• _WHAT NEEDS TO BE DONE_
Show all lines holding "components".

• _INFORMATION SUPPLIED_
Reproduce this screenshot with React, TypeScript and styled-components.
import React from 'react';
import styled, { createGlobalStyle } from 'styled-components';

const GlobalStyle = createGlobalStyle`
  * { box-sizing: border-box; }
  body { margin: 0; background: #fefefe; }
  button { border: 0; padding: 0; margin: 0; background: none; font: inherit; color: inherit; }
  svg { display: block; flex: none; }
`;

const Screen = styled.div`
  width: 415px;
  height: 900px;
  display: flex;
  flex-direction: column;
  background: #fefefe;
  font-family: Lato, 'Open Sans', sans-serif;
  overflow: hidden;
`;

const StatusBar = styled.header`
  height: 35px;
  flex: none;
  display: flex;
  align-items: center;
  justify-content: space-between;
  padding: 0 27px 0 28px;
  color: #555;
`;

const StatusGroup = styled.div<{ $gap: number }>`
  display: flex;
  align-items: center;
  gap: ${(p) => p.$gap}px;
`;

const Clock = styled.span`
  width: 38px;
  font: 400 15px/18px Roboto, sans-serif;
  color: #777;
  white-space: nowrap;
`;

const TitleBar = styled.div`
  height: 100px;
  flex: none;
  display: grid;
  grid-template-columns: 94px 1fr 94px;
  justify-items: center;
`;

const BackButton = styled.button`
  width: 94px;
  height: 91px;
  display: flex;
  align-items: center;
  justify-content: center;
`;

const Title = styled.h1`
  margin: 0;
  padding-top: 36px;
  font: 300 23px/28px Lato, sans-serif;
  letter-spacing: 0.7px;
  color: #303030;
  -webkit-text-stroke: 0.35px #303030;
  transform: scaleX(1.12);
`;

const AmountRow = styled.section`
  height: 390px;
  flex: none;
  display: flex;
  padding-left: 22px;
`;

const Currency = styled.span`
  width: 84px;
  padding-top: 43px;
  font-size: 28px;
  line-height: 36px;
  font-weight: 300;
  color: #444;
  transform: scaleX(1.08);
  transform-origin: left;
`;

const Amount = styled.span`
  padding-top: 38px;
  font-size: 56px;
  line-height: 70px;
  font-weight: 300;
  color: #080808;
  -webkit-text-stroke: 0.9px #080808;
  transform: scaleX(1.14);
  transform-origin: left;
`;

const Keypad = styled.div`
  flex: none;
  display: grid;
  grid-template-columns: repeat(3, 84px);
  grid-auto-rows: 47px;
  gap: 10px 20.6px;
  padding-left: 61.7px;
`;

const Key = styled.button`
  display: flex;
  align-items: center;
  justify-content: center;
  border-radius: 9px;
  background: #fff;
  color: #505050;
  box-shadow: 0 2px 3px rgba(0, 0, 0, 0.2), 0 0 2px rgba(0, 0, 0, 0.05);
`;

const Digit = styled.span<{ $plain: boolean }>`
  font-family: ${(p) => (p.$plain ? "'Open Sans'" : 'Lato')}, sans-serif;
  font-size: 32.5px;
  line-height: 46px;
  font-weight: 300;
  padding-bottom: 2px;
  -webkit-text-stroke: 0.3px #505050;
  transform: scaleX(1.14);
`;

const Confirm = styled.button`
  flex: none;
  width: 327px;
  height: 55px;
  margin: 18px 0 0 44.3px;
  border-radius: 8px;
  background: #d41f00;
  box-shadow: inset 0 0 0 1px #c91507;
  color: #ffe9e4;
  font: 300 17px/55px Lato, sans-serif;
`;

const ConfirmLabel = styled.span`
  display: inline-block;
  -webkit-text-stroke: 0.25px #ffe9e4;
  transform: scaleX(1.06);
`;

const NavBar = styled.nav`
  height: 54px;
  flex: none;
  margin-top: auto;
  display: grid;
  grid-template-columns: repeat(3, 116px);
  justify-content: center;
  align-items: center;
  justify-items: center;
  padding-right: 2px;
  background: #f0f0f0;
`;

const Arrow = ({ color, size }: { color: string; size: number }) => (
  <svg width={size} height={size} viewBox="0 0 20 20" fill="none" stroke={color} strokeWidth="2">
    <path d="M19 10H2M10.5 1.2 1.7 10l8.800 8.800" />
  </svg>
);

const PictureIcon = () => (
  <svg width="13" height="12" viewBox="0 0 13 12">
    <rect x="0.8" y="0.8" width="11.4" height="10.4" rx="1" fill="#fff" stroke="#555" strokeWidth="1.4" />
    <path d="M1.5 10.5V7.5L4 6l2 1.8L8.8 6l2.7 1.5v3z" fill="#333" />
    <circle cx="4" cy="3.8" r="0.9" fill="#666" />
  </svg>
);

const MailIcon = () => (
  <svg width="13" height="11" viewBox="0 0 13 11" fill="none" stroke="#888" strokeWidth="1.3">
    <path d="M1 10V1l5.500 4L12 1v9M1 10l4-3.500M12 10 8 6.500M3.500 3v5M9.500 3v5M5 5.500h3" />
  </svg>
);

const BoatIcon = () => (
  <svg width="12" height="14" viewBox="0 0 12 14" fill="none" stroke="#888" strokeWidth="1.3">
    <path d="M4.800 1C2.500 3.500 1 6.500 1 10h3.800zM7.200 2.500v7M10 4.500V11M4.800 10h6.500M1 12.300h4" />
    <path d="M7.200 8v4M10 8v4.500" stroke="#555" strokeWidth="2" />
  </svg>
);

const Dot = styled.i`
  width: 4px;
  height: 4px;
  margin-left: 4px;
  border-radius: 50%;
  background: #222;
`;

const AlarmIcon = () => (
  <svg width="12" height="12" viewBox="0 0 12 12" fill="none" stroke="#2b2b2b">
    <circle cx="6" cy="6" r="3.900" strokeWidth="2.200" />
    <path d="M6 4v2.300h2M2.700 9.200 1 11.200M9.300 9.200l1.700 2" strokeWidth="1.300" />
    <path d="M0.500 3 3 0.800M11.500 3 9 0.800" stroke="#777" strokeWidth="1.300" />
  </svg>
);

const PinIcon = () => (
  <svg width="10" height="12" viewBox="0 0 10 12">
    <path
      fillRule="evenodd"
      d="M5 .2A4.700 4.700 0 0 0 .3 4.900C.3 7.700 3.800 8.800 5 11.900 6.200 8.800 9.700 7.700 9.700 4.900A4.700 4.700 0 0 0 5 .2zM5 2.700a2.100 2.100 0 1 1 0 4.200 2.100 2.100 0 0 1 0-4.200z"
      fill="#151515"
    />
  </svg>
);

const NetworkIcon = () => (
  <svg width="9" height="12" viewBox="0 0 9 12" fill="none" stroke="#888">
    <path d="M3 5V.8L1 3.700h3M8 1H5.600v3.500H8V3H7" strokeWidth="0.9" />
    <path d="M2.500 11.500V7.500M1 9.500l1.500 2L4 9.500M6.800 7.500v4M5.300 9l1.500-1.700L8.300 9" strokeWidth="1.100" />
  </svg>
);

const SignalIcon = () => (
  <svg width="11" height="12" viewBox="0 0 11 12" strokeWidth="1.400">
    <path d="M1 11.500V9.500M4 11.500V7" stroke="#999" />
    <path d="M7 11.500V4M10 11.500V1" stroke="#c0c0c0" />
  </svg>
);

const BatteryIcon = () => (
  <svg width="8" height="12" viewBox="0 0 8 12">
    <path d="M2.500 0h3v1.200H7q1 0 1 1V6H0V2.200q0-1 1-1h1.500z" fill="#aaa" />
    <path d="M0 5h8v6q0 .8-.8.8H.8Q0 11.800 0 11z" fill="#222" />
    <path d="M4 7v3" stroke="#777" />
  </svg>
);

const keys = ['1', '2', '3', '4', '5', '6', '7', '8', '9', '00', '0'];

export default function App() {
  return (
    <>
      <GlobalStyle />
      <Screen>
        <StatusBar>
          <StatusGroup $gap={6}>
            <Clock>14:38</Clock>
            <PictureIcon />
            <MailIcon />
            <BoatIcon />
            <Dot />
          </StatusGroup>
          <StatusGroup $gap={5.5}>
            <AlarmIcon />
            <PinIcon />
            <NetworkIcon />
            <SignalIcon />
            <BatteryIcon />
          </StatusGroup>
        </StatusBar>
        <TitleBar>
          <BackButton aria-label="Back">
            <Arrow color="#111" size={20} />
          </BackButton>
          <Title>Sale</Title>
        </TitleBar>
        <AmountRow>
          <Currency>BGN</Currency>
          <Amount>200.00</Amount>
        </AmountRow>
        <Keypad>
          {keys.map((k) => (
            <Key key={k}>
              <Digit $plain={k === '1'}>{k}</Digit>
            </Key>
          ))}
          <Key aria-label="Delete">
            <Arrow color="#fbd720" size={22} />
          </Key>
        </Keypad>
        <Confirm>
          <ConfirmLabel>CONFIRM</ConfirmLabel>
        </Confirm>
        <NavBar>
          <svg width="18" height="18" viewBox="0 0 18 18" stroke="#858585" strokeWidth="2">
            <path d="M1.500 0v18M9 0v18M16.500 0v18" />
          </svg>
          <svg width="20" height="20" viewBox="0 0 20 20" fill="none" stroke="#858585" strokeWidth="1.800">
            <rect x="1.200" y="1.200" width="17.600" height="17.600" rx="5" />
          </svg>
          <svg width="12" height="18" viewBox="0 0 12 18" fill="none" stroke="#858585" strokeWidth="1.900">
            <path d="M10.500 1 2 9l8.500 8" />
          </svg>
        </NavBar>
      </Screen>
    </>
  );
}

• _THE RESPONSE_
Reproduce this screenshot with React, TypeScript and styled-components.
import styled, { createGlobalStyle } from 'styled-components';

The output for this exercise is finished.